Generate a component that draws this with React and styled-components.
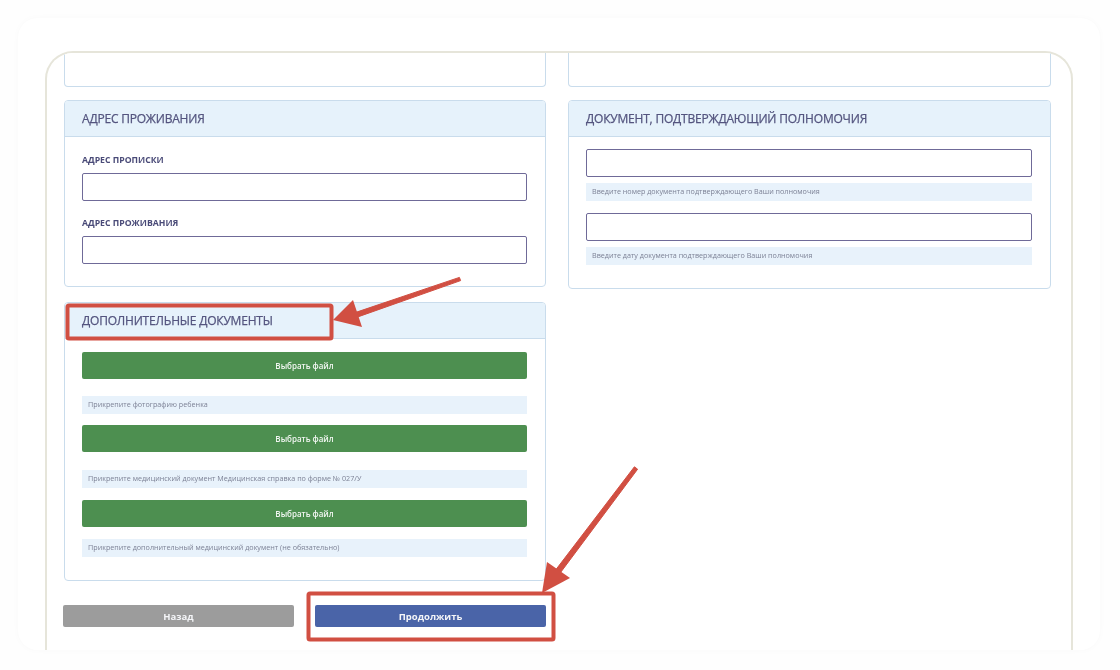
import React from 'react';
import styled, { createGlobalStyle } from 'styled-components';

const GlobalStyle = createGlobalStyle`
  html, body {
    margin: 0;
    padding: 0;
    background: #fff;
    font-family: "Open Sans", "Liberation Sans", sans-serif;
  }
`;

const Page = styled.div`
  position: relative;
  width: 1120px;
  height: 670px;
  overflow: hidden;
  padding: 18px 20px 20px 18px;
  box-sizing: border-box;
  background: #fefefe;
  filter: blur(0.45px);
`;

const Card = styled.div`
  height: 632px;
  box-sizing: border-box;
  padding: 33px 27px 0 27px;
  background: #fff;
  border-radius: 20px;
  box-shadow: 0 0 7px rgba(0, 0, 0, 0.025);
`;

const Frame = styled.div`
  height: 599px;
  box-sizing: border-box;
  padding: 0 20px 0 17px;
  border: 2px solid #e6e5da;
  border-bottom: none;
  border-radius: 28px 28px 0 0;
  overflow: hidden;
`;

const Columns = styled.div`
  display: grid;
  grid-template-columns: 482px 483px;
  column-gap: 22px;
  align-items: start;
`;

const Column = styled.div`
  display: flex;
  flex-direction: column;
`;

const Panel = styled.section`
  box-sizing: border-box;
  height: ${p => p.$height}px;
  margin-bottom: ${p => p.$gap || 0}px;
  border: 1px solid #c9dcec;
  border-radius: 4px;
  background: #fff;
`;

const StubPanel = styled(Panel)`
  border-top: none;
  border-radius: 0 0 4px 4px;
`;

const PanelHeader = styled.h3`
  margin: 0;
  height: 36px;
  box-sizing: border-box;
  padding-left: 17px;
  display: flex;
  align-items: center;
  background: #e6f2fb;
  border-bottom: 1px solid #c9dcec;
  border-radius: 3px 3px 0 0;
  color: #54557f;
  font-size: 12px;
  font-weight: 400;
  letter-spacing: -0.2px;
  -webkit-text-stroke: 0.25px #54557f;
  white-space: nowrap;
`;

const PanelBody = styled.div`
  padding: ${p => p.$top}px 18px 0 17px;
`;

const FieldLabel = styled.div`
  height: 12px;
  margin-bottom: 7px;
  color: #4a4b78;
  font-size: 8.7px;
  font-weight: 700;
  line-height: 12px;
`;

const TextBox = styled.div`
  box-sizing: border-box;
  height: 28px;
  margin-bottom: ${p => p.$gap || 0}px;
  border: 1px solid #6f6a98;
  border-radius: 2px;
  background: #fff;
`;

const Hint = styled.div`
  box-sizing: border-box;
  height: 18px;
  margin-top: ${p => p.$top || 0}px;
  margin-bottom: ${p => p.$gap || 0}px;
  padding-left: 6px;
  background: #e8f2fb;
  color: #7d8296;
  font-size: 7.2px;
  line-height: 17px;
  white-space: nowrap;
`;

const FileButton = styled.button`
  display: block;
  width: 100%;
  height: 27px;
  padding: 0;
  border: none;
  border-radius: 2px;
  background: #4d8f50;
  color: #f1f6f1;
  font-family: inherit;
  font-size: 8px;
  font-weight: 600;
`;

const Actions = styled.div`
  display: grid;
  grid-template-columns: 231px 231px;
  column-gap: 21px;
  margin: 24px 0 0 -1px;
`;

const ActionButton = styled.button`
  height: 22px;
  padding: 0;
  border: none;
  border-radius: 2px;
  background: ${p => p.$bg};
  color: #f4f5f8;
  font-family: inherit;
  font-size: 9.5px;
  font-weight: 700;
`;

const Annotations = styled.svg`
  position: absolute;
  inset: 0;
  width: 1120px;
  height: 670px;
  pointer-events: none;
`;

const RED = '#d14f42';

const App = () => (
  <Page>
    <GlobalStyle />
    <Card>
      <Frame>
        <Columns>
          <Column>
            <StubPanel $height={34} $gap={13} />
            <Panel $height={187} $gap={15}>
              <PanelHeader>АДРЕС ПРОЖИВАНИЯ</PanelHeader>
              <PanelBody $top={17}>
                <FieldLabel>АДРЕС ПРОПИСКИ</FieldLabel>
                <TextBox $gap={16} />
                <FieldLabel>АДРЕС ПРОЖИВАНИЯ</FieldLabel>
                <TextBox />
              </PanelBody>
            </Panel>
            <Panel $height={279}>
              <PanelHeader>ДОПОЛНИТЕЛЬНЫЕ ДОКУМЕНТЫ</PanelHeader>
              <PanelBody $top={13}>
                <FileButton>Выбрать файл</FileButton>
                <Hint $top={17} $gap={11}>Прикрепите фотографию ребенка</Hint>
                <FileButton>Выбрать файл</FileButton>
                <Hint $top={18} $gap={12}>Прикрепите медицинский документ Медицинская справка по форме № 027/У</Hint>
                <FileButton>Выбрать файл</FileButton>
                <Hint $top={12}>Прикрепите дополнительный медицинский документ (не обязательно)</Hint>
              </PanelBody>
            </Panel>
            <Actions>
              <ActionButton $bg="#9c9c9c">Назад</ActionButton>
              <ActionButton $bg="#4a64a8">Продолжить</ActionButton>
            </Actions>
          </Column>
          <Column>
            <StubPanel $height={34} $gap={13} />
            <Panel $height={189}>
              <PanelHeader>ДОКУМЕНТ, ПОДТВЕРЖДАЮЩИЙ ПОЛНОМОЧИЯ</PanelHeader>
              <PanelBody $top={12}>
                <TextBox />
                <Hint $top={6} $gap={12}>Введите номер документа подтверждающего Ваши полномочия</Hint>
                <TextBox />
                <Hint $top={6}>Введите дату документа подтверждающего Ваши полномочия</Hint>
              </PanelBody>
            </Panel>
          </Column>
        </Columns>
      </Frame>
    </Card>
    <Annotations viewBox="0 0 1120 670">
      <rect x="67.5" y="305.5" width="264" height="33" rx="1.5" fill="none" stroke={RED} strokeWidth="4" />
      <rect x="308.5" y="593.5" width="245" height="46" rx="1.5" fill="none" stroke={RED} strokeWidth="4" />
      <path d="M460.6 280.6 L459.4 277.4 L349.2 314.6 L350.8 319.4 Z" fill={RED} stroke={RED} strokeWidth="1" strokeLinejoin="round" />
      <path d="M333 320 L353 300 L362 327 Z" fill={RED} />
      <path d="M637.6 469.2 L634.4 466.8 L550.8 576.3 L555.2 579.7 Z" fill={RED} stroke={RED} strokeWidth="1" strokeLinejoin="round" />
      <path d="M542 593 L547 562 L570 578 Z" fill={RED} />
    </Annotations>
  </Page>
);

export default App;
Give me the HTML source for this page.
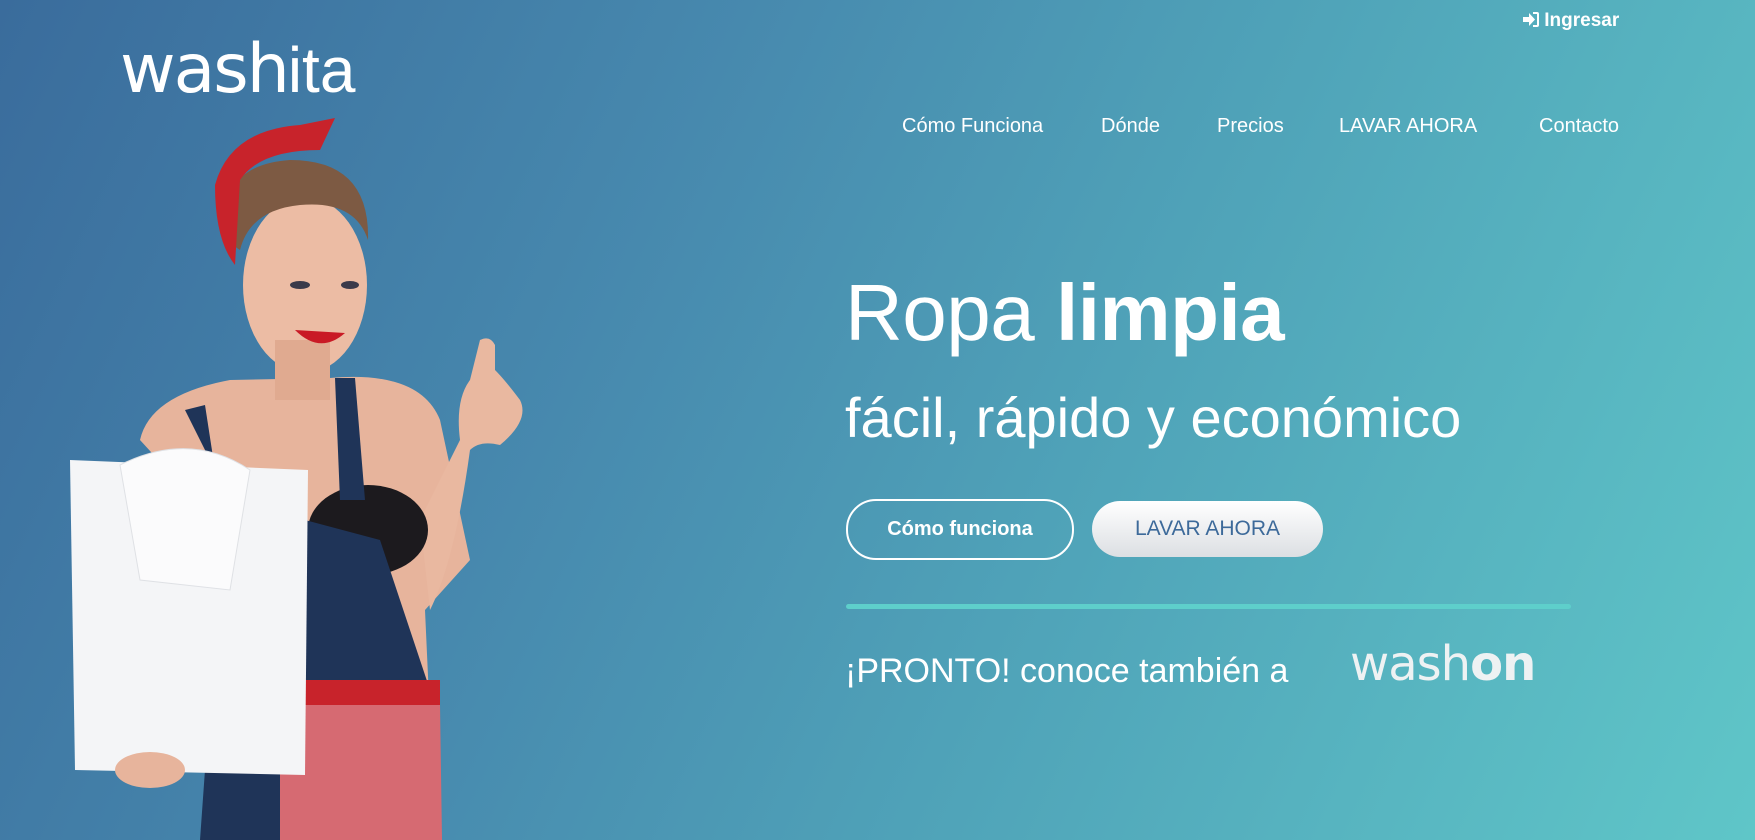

# Given instruction
Copy the material exactly. Do not include the pictures.

# Solution for this exercise
Generate a component that draws this with React and styled-components.
import React from 'react';
import styled, { createGlobalStyle } from 'styled-components';

const GlobalStyle = createGlobalStyle`
  html, body {
    margin: 0;
    padding: 0;
    background: #fff;
    font-family: "Open Sans", "Liberation Sans", sans-serif;
  }
`;

const Page = styled.div`
  position: relative;
  width: 1120px;
  height: 670px;
  overflow: hidden;
  padding: 18px 20px 20px 18px;
  box-sizing: border-box;
  background: #fefefe;
  filter: blur(0.45px);
`;

const Card = styled.div`
  height: 632px;
  box-sizing: border-box;
  padding: 33px 27px 0 27px;
  background: #fff;
  border-radius: 20px;
  box-shadow: 0 0 7px rgba(0, 0, 0, 0.025);
`;

const Frame = styled.div`
  height: 599px;
  box-sizing: border-box;
  padding: 0 20px 0 17px;
  border: 2px solid #e6e5da;
  border-bottom: none;
  border-radius: 28px 28px 0 0;
  overflow: hidden;
`;

const Columns = styled.div`
  display: grid;
  grid-template-columns: 482px 483px;
  column-gap: 22px;
  align-items: start;
`;

const Column = styled.div`
  display: flex;
  flex-direction: column;
`;

const Panel = styled.section`
  box-sizing: border-box;
  height: ${p => p.$height}px;
  margin-bottom: ${p => p.$gap || 0}px;
  border: 1px solid #c9dcec;
  border-radius: 4px;
  background: #fff;
`;

const StubPanel = styled(Panel)`
  border-top: none;
  border-radius: 0 0 4px 4px;
`;

const PanelHeader = styled.h3`
  margin: 0;
  height: 36px;
  box-sizing: border-box;
  padding-left: 17px;
  display: flex;
  align-items: center;
  background: #e6f2fb;
  border-bottom: 1px solid #c9dcec;
  border-radius: 3px 3px 0 0;
  color: #54557f;
  font-size: 12px;
  font-weight: 400;
  letter-spacing: -0.2px;
  -webkit-text-stroke: 0.25px #54557f;
  white-space: nowrap;
`;

const PanelBody = styled.div`
  padding: ${p => p.$top}px 18px 0 17px;
`;

const FieldLabel = styled.div`
  height: 12px;
  margin-bottom: 7px;
  color: #4a4b78;
  font-size: 8.7px;
  font-weight: 700;
  line-height: 12px;
`;

const TextBox = styled.div`
  box-sizing: border-box;
  height: 28px;
  margin-bottom: ${p => p.$gap || 0}px;
  border: 1px solid #6f6a98;
  border-radius: 2px;
  background: #fff;
`;

const Hint = styled.div`
  box-sizing: border-box;
  height: 18px;
  margin-top: ${p => p.$top || 0}px;
  margin-bottom: ${p => p.$gap || 0}px;
  padding-left: 6px;
  background: #e8f2fb;
  color: #7d8296;
  font-size: 7.2px;
  line-height: 17px;
  white-space: nowrap;
`;

const FileButton = styled.button`
  display: block;
  width: 100%;
  height: 27px;
  padding: 0;
  border: none;
  border-radius: 2px;
  background: #4d8f50;
  color: #f1f6f1;
  font-family: inherit;
  font-size: 8px;
  font-weight: 600;
`;

const Actions = styled.div`
  display: grid;
  grid-template-columns: 231px 231px;
  column-gap: 21px;
  margin: 24px 0 0 -1px;
`;

const ActionButton = styled.button`
  height: 22px;
  padding: 0;
  border: none;
  border-radius: 2px;
  background: ${p => p.$bg};
  color: #f4f5f8;
  font-family: inherit;
  font-size: 9.5px;
  font-weight: 700;
`;

const Annotations = styled.svg`
  position: absolute;
  inset: 0;
  width: 1120px;
  height: 670px;
  pointer-events: none;
`;

const RED = '#d14f42';

const App = () => (
  <Page>
    <GlobalStyle />
    <Card>
      <Frame>
        <Columns>
          <Column>
            <StubPanel $height={34} $gap={13} />
            <Panel $height={187} $gap={15}>
              <PanelHeader>АДРЕС ПРОЖИВАНИЯ</PanelHeader>
              <PanelBody $top={17}>
                <FieldLabel>АДРЕС ПРОПИСКИ</FieldLabel>
                <TextBox $gap={16} />
                <FieldLabel>АДРЕС ПРОЖИВАНИЯ</FieldLabel>
                <TextBox />
              </PanelBody>
            </Panel>
            <Panel $height={279}>
              <PanelHeader>ДОПОЛНИТЕЛЬНЫЕ ДОКУМЕНТЫ</PanelHeader>
              <PanelBody $top={13}>
                <FileButton>Выбрать файл</FileButton>
                <Hint $top={17} $gap={11}>Прикрепите фотографию ребенка</Hint>
                <FileButton>Выбрать файл</FileButton>
                <Hint $top={18} $gap={12}>Прикрепите медицинский документ Медицинская справка по форме № 027/У</Hint>
                <FileButton>Выбрать файл</FileButton>
                <Hint $top={12}>Прикрепите дополнительный медицинский документ (не обязательно)</Hint>
              </PanelBody>
            </Panel>
            <Actions>
              <ActionButton $bg="#9c9c9c">Назад</ActionButton>
              <ActionButton $bg="#4a64a8">Продолжить</ActionButton>
            </Actions>
          </Column>
          <Column>
            <StubPanel $height={34} $gap={13} />
            <Panel $height={189}>
              <PanelHeader>ДОКУМЕНТ, ПОДТВЕРЖДАЮЩИЙ ПОЛНОМОЧИЯ</PanelHeader>
              <PanelBody $top={12}>
                <TextBox />
                <Hint $top={6} $gap={12}>Введите номер документа подтверждающего Ваши полномочия</Hint>
                <TextBox />
                <Hint $top={6}>Введите дату документа подтверждающего Ваши полномочия</Hint>
              </PanelBody>
            </Panel>
          </Column>
        </Columns>
      </Frame>
    </Card>
    <Annotations viewBox="0 0 1120 670">
      <rect x="67.5" y="305.5" width="264" height="33" rx="1.5" fill="none" stroke={RED} strokeWidth="4" />
      <rect x="308.5" y="593.5" width="245" height="46" rx="1.5" fill="none" stroke={RED} strokeWidth="4" />
      <path d="M460.6 280.6 L459.4 277.4 L349.2 314.6 L350.8 319.4 Z" fill={RED} stroke={RED} strokeWidth="1" strokeLinejoin="round" />
      <path d="M333 320 L353 300 L362 327 Z" fill={RED} />
      <path d="M637.6 469.2 L634.4 466.8 L550.8 576.3 L555.2 579.7 Z" fill={RED} stroke={RED} strokeWidth="1" strokeLinejoin="round" />
      <path d="M542 593 L547 562 L570 578 Z" fill={RED} />
    </Annotations>
  </Page>
);

export default App;
Give me the HTML source for this page.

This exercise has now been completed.